BEGIN Material to process

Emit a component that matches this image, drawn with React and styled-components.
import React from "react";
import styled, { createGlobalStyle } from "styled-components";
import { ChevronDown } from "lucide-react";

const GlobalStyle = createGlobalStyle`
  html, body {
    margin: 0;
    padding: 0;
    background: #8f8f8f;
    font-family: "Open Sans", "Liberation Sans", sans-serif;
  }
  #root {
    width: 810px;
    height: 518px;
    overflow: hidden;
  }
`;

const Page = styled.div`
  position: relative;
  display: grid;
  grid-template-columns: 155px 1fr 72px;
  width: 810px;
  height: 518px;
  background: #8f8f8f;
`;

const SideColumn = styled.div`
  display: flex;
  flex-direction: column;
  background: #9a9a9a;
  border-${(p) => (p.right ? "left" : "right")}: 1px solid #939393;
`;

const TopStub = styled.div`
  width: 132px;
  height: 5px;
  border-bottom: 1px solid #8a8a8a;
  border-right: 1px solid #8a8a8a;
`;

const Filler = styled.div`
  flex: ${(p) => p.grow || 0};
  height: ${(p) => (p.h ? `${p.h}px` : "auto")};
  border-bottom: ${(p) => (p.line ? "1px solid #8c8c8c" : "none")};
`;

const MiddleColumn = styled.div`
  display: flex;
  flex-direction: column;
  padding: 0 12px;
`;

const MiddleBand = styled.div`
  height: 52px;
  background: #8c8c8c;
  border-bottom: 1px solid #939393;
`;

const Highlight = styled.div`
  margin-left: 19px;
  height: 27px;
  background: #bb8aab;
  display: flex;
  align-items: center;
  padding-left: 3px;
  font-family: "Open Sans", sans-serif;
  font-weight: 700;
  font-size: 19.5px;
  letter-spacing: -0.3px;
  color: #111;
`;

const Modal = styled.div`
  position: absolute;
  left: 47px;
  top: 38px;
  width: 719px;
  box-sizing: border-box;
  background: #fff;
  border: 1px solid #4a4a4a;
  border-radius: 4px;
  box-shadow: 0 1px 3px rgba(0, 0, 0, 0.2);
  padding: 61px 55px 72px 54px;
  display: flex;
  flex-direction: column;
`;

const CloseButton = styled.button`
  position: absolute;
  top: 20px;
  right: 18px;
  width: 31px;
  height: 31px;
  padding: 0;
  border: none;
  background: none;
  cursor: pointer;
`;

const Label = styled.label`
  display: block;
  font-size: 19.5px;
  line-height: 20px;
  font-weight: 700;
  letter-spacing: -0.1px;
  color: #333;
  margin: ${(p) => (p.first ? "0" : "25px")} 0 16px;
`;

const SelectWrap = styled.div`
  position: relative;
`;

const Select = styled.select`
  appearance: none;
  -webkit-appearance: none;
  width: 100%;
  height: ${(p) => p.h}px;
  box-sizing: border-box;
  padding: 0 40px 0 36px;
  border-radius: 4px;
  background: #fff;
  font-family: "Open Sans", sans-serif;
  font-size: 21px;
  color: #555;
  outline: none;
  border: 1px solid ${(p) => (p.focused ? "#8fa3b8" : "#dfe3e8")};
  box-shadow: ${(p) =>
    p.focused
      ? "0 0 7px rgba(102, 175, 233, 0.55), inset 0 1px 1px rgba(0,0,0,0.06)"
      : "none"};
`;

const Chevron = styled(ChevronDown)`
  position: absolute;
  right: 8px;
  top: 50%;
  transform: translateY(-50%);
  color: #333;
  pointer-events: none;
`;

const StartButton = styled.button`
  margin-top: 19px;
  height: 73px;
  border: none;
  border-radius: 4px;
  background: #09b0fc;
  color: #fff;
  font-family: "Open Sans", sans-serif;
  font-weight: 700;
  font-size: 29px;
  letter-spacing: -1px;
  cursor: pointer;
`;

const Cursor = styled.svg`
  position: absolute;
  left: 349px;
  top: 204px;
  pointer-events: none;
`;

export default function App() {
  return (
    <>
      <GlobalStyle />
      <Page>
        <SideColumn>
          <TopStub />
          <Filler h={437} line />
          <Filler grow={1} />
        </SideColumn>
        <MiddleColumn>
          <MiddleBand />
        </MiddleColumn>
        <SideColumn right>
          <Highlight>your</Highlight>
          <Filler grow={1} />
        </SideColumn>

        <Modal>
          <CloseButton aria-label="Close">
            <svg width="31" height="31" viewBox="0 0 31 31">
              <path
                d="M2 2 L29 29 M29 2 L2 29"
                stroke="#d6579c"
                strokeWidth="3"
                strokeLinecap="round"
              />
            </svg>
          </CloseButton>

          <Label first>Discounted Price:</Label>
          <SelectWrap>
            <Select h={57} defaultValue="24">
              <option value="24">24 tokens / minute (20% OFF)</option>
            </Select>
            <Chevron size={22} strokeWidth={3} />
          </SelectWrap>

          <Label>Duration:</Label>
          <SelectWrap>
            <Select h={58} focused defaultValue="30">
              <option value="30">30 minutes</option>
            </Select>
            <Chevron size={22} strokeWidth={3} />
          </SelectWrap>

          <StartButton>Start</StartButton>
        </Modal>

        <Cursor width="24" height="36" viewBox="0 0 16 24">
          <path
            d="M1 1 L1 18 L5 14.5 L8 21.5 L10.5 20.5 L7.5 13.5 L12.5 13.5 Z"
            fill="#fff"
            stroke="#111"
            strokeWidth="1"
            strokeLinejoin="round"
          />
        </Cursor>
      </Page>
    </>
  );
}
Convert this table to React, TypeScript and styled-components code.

END Material to process

Requirements:
Go through the records above and retype each one exactly.

Output of the task:
Emit a component that matches this image, drawn with React and styled-components.
import React from "react";
import styled, { createGlobalStyle } from "styled-components";
import { ChevronDown } from "lucide-react";

const GlobalStyle = createGlobalStyle`
  html, body {
    margin: 0;
    padding: 0;
    background: #8f8f8f;
    font-family: "Open Sans", "Liberation Sans", sans-serif;
  }
  #root {
    width: 810px;
    height: 518px;
    overflow: hidden;
  }
`;

const Page = styled.div`
  position: relative;
  display: grid;
  grid-template-columns: 155px 1fr 72px;
  width: 810px;
  height: 518px;
  background: #8f8f8f;
`;

const SideColumn = styled.div`
  display: flex;
  flex-direction: column;
  background: #9a9a9a;
  border-${(p) => (p.right ? "left" : "right")}: 1px solid #939393;
`;

const TopStub = styled.div`
  width: 132px;
  height: 5px;
  border-bottom: 1px solid #8a8a8a;
  border-right: 1px solid #8a8a8a;
`;

const Filler = styled.div`
  flex: ${(p) => p.grow || 0};
  height: ${(p) => (p.h ? `${p.h}px` : "auto")};
  border-bottom: ${(p) => (p.line ? "1px solid #8c8c8c" : "none")};
`;

const MiddleColumn = styled.div`
  display: flex;
  flex-direction: column;
  padding: 0 12px;
`;

const MiddleBand = styled.div`
  height: 52px;
  background: #8c8c8c;
  border-bottom: 1px solid #939393;
`;

const Highlight = styled.div`
  margin-left: 19px;
  height: 27px;
  background: #bb8aab;
  display: flex;
  align-items: center;
  padding-left: 3px;
  font-family: "Open Sans", sans-serif;
  font-weight: 700;
  font-size: 19.5px;
  letter-spacing: -0.3px;
  color: #111;
`;

const Modal = styled.div`
  position: absolute;
  left: 47px;
  top: 38px;
  width: 719px;
  box-sizing: border-box;
  background: #fff;
  border: 1px solid #4a4a4a;
  border-radius: 4px;
  box-shadow: 0 1px 3px rgba(0, 0, 0, 0.2);
  padding: 61px 55px 72px 54px;
  display: flex;
  flex-direction: column;
`;

const CloseButton = styled.button`
  position: absolute;
  top: 20px;
  right: 18px;
  width: 31px;
  height: 31px;
  padding: 0;
  border: none;
  background: none;
  cursor: pointer;
`;

const Label = styled.label`
  display: block;
  font-size: 19.5px;
  line-height: 20px;
  font-weight: 700;
  letter-spacing: -0.1px;
  color: #333;
  margin: ${(p) => (p.first ? "0" : "25px")} 0 16px;
`;

const SelectWrap = styled.div`
  position: relative;
`;

const Select = styled.select`
  appearance: none;
  -webkit-appearance: none;
  width: 100%;
  height: ${(p) => p.h}px;
  box-sizing: border-box;
  padding: 0 40px 0 36px;
  border-radius: 4px;
  background: #fff;
  font-family: "Open Sans", sans-serif;
  font-size: 21px;
  color: #555;
  outline: none;
  border: 1px solid ${(p) => (p.focused ? "#8fa3b8" : "#dfe3e8")};
  box-shadow: ${(p) =>
    p.focused
      ? "0 0 7px rgba(102, 175, 233, 0.55), inset 0 1px 1px rgba(0,0,0,0.06)"
      : "none"};
`;

const Chevron = styled(ChevronDown)`
  position: absolute;
  right: 8px;
  top: 50%;
  transform: translateY(-50%);
  color: #333;
  pointer-events: none;
`;

const StartButton = styled.button`
  margin-top: 19px;
  height: 73px;
  border: none;
  border-radius: 4px;
  background: #09b0fc;
  color: #fff;
  font-family: "Open Sans", sans-serif;
  font-weight: 700;
  font-size: 29px;
  letter-spacing: -1px;
  cursor: pointer;
`;

const Cursor = styled.svg`
  position: absolute;
  left: 349px;
  top: 204px;
  pointer-events: none;
`;

export default function App() {
  return (
    <>
      <GlobalStyle />
      <Page>
        <SideColumn>
          <TopStub />
          <Filler h={437} line />
          <Filler grow={1} />
        </SideColumn>
        <MiddleColumn>
          <MiddleBand />
        </MiddleColumn>
        <SideColumn right>
          <Highlight>your</Highlight>
          <Filler grow={1} />
        </SideColumn>

        <Modal>
          <CloseButton aria-label="Close">
            <svg width="31" height="31" viewBox="0 0 31 31">
              <path
                d="M2 2 L29 29 M29 2 L2 29"
                stroke="#d6579c"
                strokeWidth="3"
                strokeLinecap="round"
              />
            </svg>
          </CloseButton>

          <Label first>Discounted Price:</Label>
          <SelectWrap>
            <Select h={57} defaultValue="24">
              <option value="24">24 tokens / minute (20% OFF)</option>
            </Select>
            <Chevron size={22} strokeWidth={3} />
          </SelectWrap>

          <Label>Duration:</Label>
          <SelectWrap>
            <Select h={58} focused defaultValue="30">
              <option value="30">30 minutes</option>
            </Select>
            <Chevron size={22} strokeWidth={3} />
          </SelectWrap>

          <StartButton>Start</StartButton>
        </Modal>

        <Cursor width="24" height="36" viewBox="0 0 16 24">
          <path
            d="M1 1 L1 18 L5 14.5 L8 21.5 L10.5 20.5 L7.5 13.5 L12.5 13.5 Z"
            fill="#fff"
            stroke="#111"
            strokeWidth="1"
            strokeLinejoin="round"
          />
        </Cursor>
      </Page>
    </>
  );
}
Convert this table to React, TypeScript and styled-components code.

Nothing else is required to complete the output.